From the moment you see this latest spoken word collection, you know
exactly where Jello Biafra is heading. The cover features toilet paper
patterned with the American flag and the discs feature cartoons of donkey
and elephant-headed serpents. This alone should be enough to send
Democratic and Republic leaders into fits of apoplexy, but the actual
speeches contained in this three disc set are the real danger to the
establishment. Why? Because Jello Biafra is witty, intelligent,
impassioned and informed. While I personally cannot agree with everything
he says (and over a three hour period I don't think I'd completely agree
with anyone), Biafra is a convincing public speaker with an agenda:
Become the Media.
Recorded over the summer and early fall of 2000, these speeches capture
the frustration of disenfranchised America. Although he touches on many
topics, including gun control and free speech, Biafra's monologues focus on
the influence the wealthy have on the American political system. In his
words, "their job is to protect old money, period." This inequality leaves
most environmental, labor and cultural groups spitting with impotent
frustration. Biafra, however, takes a more optimistic tack and chooses to
remind listeners of the power they still can, and do, wield. He urges people to vote, to
learn and discover facts for themselves, to spend their dollars ethically,
and to spread the word.
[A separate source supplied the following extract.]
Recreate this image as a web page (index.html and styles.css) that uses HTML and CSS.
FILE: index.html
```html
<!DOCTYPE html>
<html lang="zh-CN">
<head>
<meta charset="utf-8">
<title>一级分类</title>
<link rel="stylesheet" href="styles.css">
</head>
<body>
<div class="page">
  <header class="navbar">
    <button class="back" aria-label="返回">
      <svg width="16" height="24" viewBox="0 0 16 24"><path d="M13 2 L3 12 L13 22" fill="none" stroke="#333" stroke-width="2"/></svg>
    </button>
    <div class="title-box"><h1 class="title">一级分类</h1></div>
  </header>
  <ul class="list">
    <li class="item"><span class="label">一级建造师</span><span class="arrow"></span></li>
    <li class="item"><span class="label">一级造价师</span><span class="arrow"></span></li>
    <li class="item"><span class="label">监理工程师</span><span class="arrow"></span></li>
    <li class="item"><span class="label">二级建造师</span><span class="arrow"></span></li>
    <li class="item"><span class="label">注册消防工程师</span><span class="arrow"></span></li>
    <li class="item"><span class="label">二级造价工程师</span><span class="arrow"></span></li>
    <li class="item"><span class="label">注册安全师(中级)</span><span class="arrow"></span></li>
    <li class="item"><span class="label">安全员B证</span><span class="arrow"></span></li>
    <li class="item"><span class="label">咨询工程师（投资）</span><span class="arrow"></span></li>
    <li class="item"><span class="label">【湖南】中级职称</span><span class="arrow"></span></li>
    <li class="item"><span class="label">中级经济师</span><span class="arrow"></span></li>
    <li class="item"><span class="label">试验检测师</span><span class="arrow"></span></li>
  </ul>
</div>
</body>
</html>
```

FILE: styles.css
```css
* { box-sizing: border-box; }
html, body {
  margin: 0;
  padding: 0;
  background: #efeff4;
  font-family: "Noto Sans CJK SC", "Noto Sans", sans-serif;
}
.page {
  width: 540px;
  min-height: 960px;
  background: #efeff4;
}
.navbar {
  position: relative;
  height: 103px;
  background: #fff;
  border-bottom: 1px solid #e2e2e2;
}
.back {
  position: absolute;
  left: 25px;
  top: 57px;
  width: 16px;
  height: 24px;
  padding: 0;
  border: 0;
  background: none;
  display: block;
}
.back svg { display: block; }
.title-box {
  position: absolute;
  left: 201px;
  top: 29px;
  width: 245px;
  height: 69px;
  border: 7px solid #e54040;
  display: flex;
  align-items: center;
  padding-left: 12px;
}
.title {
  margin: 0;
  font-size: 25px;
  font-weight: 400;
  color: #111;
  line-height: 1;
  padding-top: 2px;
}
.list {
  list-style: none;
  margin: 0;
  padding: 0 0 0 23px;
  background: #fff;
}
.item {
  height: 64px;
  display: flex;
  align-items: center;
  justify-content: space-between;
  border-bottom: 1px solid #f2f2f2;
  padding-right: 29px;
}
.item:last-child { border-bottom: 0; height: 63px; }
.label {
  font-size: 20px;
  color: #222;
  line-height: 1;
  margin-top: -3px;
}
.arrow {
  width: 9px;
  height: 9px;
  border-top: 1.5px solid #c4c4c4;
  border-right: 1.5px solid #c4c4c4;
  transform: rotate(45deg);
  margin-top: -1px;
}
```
This exhortation to speak out is the collection's
underlying theme. Biafra declares that the 'zine format is the greatest
legacy left by punk rock, in that it has inspired individuals to gather and
disseminate information on their own in a world where that job is
increasingly left up to corporate-controlled institutions. This sort of
call-to-arms is what makes Jello Biafra a national treasure and Become
the Media an important document of a troubled time.
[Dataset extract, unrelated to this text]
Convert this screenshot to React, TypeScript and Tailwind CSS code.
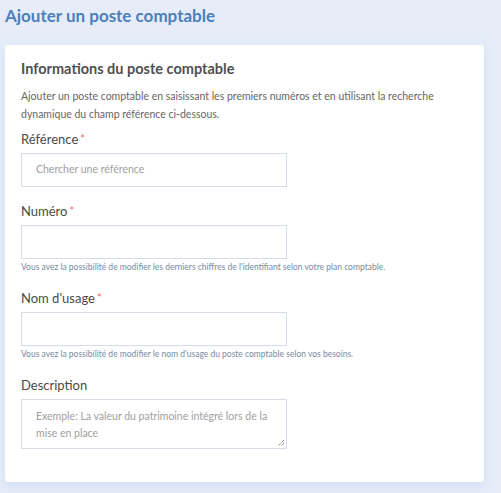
const font = { fontFamily: "Lato, 'Open Sans', sans-serif" };

function Label({ text, required }: { text: string; required?: boolean }) {
  return (
    <div className="text-[13px] leading-[16px] text-[#4a4a4a] mb-[6px]">
      {text}
      {required && <span className="text-[#f0646e] ml-[2px] align-top text-[11px]">*</span>}
    </div>
  );
}

export default function App() {
  return (
    <div className="min-h-[493px] w-[501px] bg-[#e6edf9] overflow-hidden" style={font}>
      <h1 className="pl-[5px] pt-[6px] text-[17px] leading-[20px] font-bold text-[#4b80bd]">
        Ajouter un poste comptable
      </h1>
      <div className="ml-[5px] mt-[19px] w-[479px] h-[437px] bg-white rounded-[3px] shadow-[0_4px_12px_rgba(160,180,230,0.25)] px-[16px] pt-[15px]">
        <h2 className="text-[14.5px] leading-[18px] font-bold text-[#505050]">
          Informations du poste comptable
        </h2>
        <p className="mt-[9px] w-[420px] text-[10.5px] leading-[18px] text-[#666]">
          Ajouter un poste comptable en saisissant les premiers numéros et en utilisant la recherche
          dynamique du champ référence ci-dessous.
        </p>

        <div className="mt-[8px]">
          <Label text="Référence" required />
          <div className="w-[266px] h-[34px] border border-[#d5dde8] flex items-center pl-[14px] text-[10.5px] text-[#a0a0a0]">
            Chercher une référence
          </div>
        </div>

        <div className="mt-[16px]">
          <Label text="Numéro" required />
          <div className="w-[266px] h-[34px] border border-[#d5dde8]" />
          <div className="mt-[2px] text-[8.5px] leading-[12px] text-[#7a8aa2]">
            Vous avez la possibilité de modifier les derniers chiffres de l'identifiant selon votre plan comptable.
          </div>
        </div>

        <div className="mt-[17px]">
          <Label text="Nom d'usage" required />
          <div className="w-[266px] h-[34px] border border-[#d5dde8]" />
          <div className="mt-[2px] text-[8.5px] leading-[12px] text-[#7a8aa2]">
            Vous avez la possibilité de modifier le nom d'usage du poste comptable selon vos besoins.
          </div>
        </div>

        <div className="mt-[17px]">
          <Label text="Description" />
          <div className="relative w-[266px] h-[50px] border border-[#d5dde8] px-[14px] pt-[8px] text-[10.5px] leading-[17px] text-[#a0a0a0]">
            Exemple: La valeur du patrimoine intégré lors de la mise en place
            <svg className="absolute right-[1px] bottom-[1px]" width="8" height="8" viewBox="0 0 8 8">
              <path d="M7 1 L1 7 M7 4 L4 7" stroke="#555" strokeWidth="1" strokeDasharray="1 1" />
            </svg>
          </div>
        </div>
      </div>
    </div>
  );
}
Although his message is quite serious, Biafra's accounts also brim with
wry humor. In relating his own experiences from the oddities of the
Republican and Democratic national conventions filled with prostitutes and
unknowingly ironic coffee table books, Biafra's humor punches as large a hole in
these sinking ships as his most vitrolic attacks. By turns funny and
frightening, this collection is a clear indication of why a skilled orator
can still generate and energize crowds.